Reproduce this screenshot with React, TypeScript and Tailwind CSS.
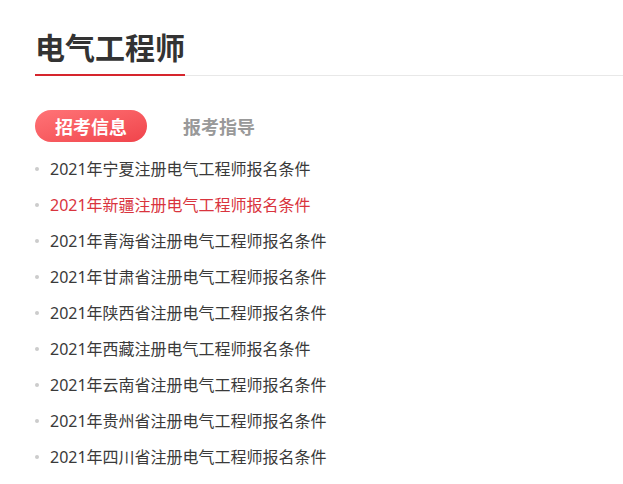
const items = [
  "2021年宁夏注册电气工程师报名条件",
  "2021年新疆注册电气工程师报名条件",
  "2021年青海省注册电气工程师报名条件",
  "2021年甘肃省注册电气工程师报名条件",
  "2021年陕西省注册电气工程师报名条件",
  "2021年西藏注册电气工程师报名条件",
  "2021年云南省注册电气工程师报名条件",
  "2021年贵州省注册电气工程师报名条件",
  "2021年四川省注册电气工程师报名条件",
];

export default function App() {
  return (
    <div
      className="min-h-[484px] w-[623px] bg-white pl-[35px]"
      style={{ fontFamily: '"Noto Sans CJK SC", "Noto Sans", sans-serif' }}
    >
      {/* header */}
      <div className="flex border-b border-[#e8e8e8] pt-[25px]">
        <h1 className="-mb-px border-b-2 border-[#d6252d] pb-[7px] text-[30px] font-bold leading-[42px] text-[#333]">
          电气工程师
        </h1>
      </div>

      {/* tabs */}
      <div className="mt-[34px] flex items-center gap-[16px]">
        <span className="flex h-[32px] items-center rounded-full bg-gradient-to-br from-[#ff7377] to-[#f0434b] px-[20px] text-[18px] font-bold text-white">
          招考信息
        </span>
        <span className="flex h-[32px] items-center px-[20px] text-[18px] font-bold text-[#999]">
          报考指导
        </span>
      </div>

      {/* list */}
      <ul
        className="mt-[9px]"
        style={{ fontFamily: '"Noto Sans", "Noto Sans CJK SC", sans-serif' }}
      >
        {items.map((t, i) => (
          <li key={t} className="flex h-[36px] items-center">
            <span className="mr-[11px] h-[4px] w-[4px] rounded-full bg-[#cccccc]" />
            <span
              className={
                i === 1
                  ? "text-[16px] text-[#d9343e]"
                  : "text-[16px] text-[#3a3a3a]"
              }
            >
              {t}
            </span>
          </li>
        ))}
      </ul>
    </div>
  );
}
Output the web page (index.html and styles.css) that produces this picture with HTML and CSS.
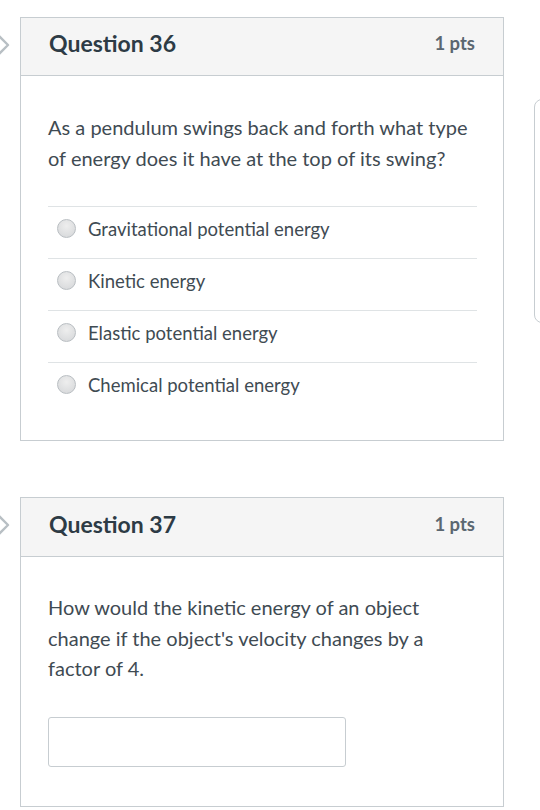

================

Pull out all lines from the entries above that include the word "this".

Reproduce this screenshot with React, TypeScript and Tailwind CSS.
Output the web page (index.html and styles.css) that produces this picture with HTML and CSS.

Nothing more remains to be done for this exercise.